— BEGIN GIVEN DATA —
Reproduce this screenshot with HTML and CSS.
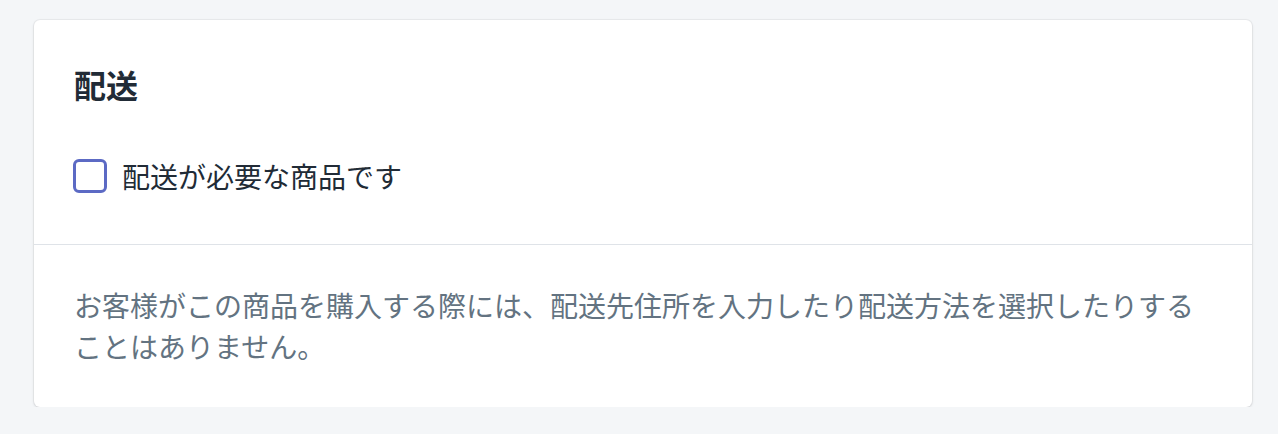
FILE: index.html
```html
<!DOCTYPE html>
<html lang="ja">
<head>
<meta charset="utf-8">
<link rel="stylesheet" href="styles.css">
</head>
<body>
<div class="card">
  <div class="card-header">
    <h2 class="card-title">配送</h2>
  </div>
  <div class="card-section section-main">
    <label class="checkbox-row">
      <span class="checkbox"></span>
      <span class="checkbox-label">配送が必要な商品です</span>
    </label>
  </div>
  <div class="card-section section-note">
    <p class="note">お客様がこの商品を購入する際には、配送先住所を入力したり配送方法を選択したりすることはありません。</p>
  </div>
</div>
</body>
</html>
```
FILE: styles.css
```css
html, body {
  margin: 0;
  padding: 0;
  background: #f4f6f8;
}
body {
  padding: 20px 26px 0 34px;
  font-family: "Noto Sans CJK JP", "Noto Sans", sans-serif;
  color: #212b36;
}
.card {
  background: #ffffff;
  border-radius: 6px;
  box-shadow: 0 0 0 1px rgba(63, 63, 68, 0.05), 0 1px 3px 0 rgba(63, 63, 68, 0.15);
  width: 1218px;
  box-sizing: border-box;
}
.card-header {
  padding: 40px 40px 0;
}
.card-title {
  margin: 0;
  font-size: 32px;
  line-height: 48px;
  font-weight: 700;
  color: #212b36;
}
.card-section {
  padding: 40px;
}
.section-main {
  padding: 48px 40px 48px 39px;
}
.section-note {
  border-top: 1px solid #dfe3e8;
  padding: 40px 40px 40px;
}
.checkbox-row {
  display: flex;
  align-items: center;
  gap: 15px;
  height: 40px;
}
.checkbox {
  width: 34px;
  height: 34px;
  box-sizing: border-box;
  border: 3px solid #5c6ac4;
  border-radius: 6px;
  background: #ffffff;
  flex: none;
}
.checkbox-label {
  font-size: 28px;
  line-height: 40px;
  color: #212b36;
}
.note {
  margin: 0;
  font-size: 28px;
  line-height: 41px;
  color: #637381;
}
```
— END GIVEN DATA —
▶ **SHORT TASK**: Leave out the pictures and give the listing above again exactly.

▶ **EXERCISE ANSWER**:
Reproduce this screenshot with HTML and CSS.
FILE: index.html
```html
<!DOCTYPE html>
<html lang="ja">
<head>
<meta charset="utf-8">
<link rel="stylesheet" href="styles.css">
</head>
<body>
<div class="card">
  <div class="card-header">
    <h2 class="card-title">配送</h2>
  </div>
  <div class="card-section section-main">
    <label class="checkbox-row">
      <span class="checkbox"></span>
      <span class="checkbox-label">配送が必要な商品です</span>
    </label>
  </div>
  <div class="card-section section-note">
    <p class="note">お客様がこの商品を購入する際には、配送先住所を入力したり配送方法を選択したりすることはありません。</p>
  </div>
</div>
</body>
</html>
```
FILE: styles.css
```css
html, body {
  margin: 0;
  padding: 0;
  background: #f4f6f8;
}
body {
  padding: 20px 26px 0 34px;
  font-family: "Noto Sans CJK JP", "Noto Sans", sans-serif;
  color: #212b36;
}
.card {
  background: #ffffff;
  border-radius: 6px;
  box-shadow: 0 0 0 1px rgba(63, 63, 68, 0.05), 0 1px 3px 0 rgba(63, 63, 68, 0.15);
  width: 1218px;
  box-sizing: border-box;
}
.card-header {
  padding: 40px 40px 0;
}
.card-title {
  margin: 0;
  font-size: 32px;
  line-height: 48px;
  font-weight: 700;
  color: #212b36;
}
.card-section {
  padding: 40px;
}
.section-main {
  padding: 48px 40px 48px 39px;
}
.section-note {
  border-top: 1px solid #dfe3e8;
  padding: 40px 40px 40px;
}
.checkbox-row {
  display: flex;
  align-items: center;
  gap: 15px;
  height: 40px;
}
.checkbox {
  width: 34px;
  height: 34px;
  box-sizing: border-box;
  border: 3px solid #5c6ac4;
  border-radius: 6px;
  background: #ffffff;
  flex: none;
}
.checkbox-label {
  font-size: 28px;
  line-height: 40px;
  color: #212b36;
}
.note {
  margin: 0;
  font-size: 28px;
  line-height: 41px;
  color: #637381;
}
```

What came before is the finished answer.